§ Work instructions: Copy exactly the lines from the beginning of the data down to and including the line holding "string; level: 0", without any pictures.

§ Data shown:
* begin *
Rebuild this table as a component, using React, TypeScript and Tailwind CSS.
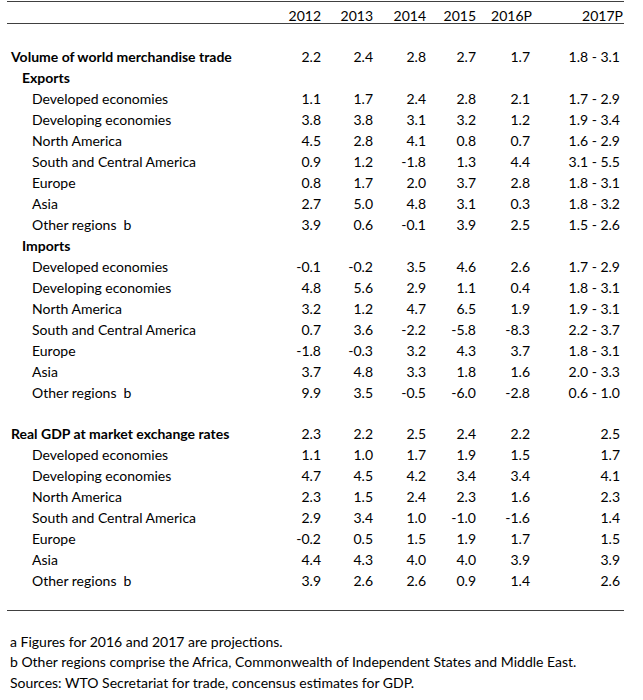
import React from "react";

type Row = { label: string; level: 0 | 1 | 2; values?: string[] };

const trade: Row[] = [
  { label: "Volume of world merchandise trade", level: 0, values: ["2.2", "2.4", "2.8", "2.7", "1.7", "1.8 - 3.1"] },
  { label: "Exports", level: 1 },
  { label: "Developed economies", level: 2, values: ["1.1", "1.7", "2.4", "2.8", "2.1", "1.7 - 2.9"] },
  { label: "Developing economies", level: 2, values: ["3.8", "3.8", "3.1", "3.2", "1.2", "1.9 - 3.4"] },
  { label: "North America", level: 2, values: ["4.5", "2.8", "4.1", "0.8", "0.7", "1.6 - 2.9"] },
  { label: "South and Central America", level: 2, values: ["0.9", "1.2", "-1.8", "1.3", "4.4", "3.1 - 5.5"] },
  { label: "Europe", level: 2, values: ["0.8", "1.7", "2.0", "3.7", "2.8", "1.8 - 3.1"] },
  { label: "Asia", level: 2, values: ["2.7", "5.0", "4.8", "3.1", "0.3", "1.8 - 3.2"] },
  { label: "Other regions  b", level: 2, values: ["3.9", "0.6", "-0.1", "3.9", "2.5", "1.5 - 2.6"] },
  { label: "Imports", level: 1 },
  { label: "Developed economies", level: 2, values: ["-0.1", "-0.2", "3.5", "4.6", "2.6", "1.7 - 2.9"] },
  { label: "Developing economies", level: 2, values: ["4.8", "5.6", "2.9", "1.1", "0.4", "1.8 - 3.1"] },
  { label: "North America", level: 2, values: ["3.2", "1.2", "4.7", "6.5", "1.9", "1.9 - 3.1"] },
  { label: "South and Central America", level: 2, values: ["0.7", "3.6", "-2.2", "-5.8", "-8.3", "2.2 - 3.7"] },
  { label: "Europe", level: 2, values: ["-1.8", "-0.3", "3.2", "4.3", "3.7", "1.8 - 3.1"] },
  { label: "Asia", level: 2, values: ["3.7", "4.8", "3.3", "1.8", "1.6", "2.0 - 3.3"] },
  { label: "Other regions  b", level: 2, values: ["9.9", "3.5", "-0.5", "-6.0", "-2.8", "0.6 - 1.0"] },
];

const gdp: Row[] = [
  { label: "Real GDP at market exchange rates", level: 0, values: ["2.3", "2.2", "2.5", "2.4", "2.2", "2.5"] },
  { label: "Developed economies", level: 2, values: ["1.1", "1.0", "1.7", "1.9", "1.5", "1.7"] },
  { label: "Developing economies", level: 2, values: ["4.7", "4.5", "4.2", "3.4", "3.4", "4.1"] },
  { label: "North America", level: 2, values: ["2.3", "1.5", "2.4", "2.3", "1.6", "2.3"] },
  { label: "South and Central America", level: 2, values: ["2.9", "3.4", "1.0", "-1.0", "-1.6", "1.4"] },
  { label: "Europe", level: 2, values: ["-0.2", "0.5", "1.5", "1.9", "1.7", "1.5"] },
  { label: "Asia", level: 2, values: ["4.4", "4.3", "4.0", "4.0", "3.9", "3.9"] },
  { label: "Other regions  b", level: 2, values: ["3.9", "2.6", "2.6", "0.9", "1.4", "2.6"] },
];

function DataRow({ row }: { row: Row }) {
  const labelCls =
    row.level === 0
      ? "pl-[4px] font-bold"
      : row.level === 1
      ? "pl-[15px] font-bold"
      : "pl-[25px]";
  return (
    <div className="grid h-[21px] grid-cols-[274px_40px_52px_53px_50px_54px_94px] items-center">
      <div className={`whitespace-pre ${labelCls}`}>{row.label}</div>
      {(row.values ?? ["", "", "", "", "", ""]).map((v, i) => (
        <div key={i} className={`text-right whitespace-pre ${i === 5 ? "pr-[4px]" : ""}`}>
          {v}
        </div>
      ))}
    </div>
  );
}

export default function App() {
  return (
    <div
      className="h-[700px] w-[643px] bg-white pl-[7px] pr-[19px] pt-[1px] text-[14px] leading-[21px] text-black"
      style={{ fontFamily: "Lato, 'Open Sans', sans-serif" }}
    >
      <div className="border-y border-[#404040]">
        <div className="grid h-[21px] grid-cols-[274px_40px_52px_53px_50px_56px_92px] items-center pt-[3px]">
          <div />
          <div className="text-right">2012</div>
          <div className="text-right">2013</div>
          <div className="text-right">2014</div>
          <div className="text-right">2015</div>
          <div className="text-right">2016P</div>
          <div className="pr-[1px] text-right">2017P</div>
        </div>
      </div>
      <div className="h-[22px]" />
      {trade.map((r, i) => (
        <DataRow key={i} row={r} />
      ))}
      <div className="h-[20px]" />
      {gdp.map((r, i) => (
        <DataRow key={i} row={r} />
      ))}
      <div className="h-[20px] border-b border-[#404040]" />
      <div className="h-[20px]" />
      <div className="flex flex-col pl-[3px]">
        <div className="flex h-[20.5px] items-center">a Figures for 2016 and 2017 are projections.</div>
        <div className="flex h-[20.5px] items-center">
          b Other regions comprise the Africa, Commonwealth of Independent States and Middle East.
        </div>
        <div className="flex h-[20.5px] items-center">
          Sources: WTO Secretariat for trade, concensus estimates for GDP.
        </div>
      </div>
    </div>
  );
}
* end *
§ Solution for this problem:
Rebuild this table as a component, using React, TypeScript and Tailwind CSS.
import React from "react";

type Row = { label: string; level: 0 | 1 | 2; values?: string[] };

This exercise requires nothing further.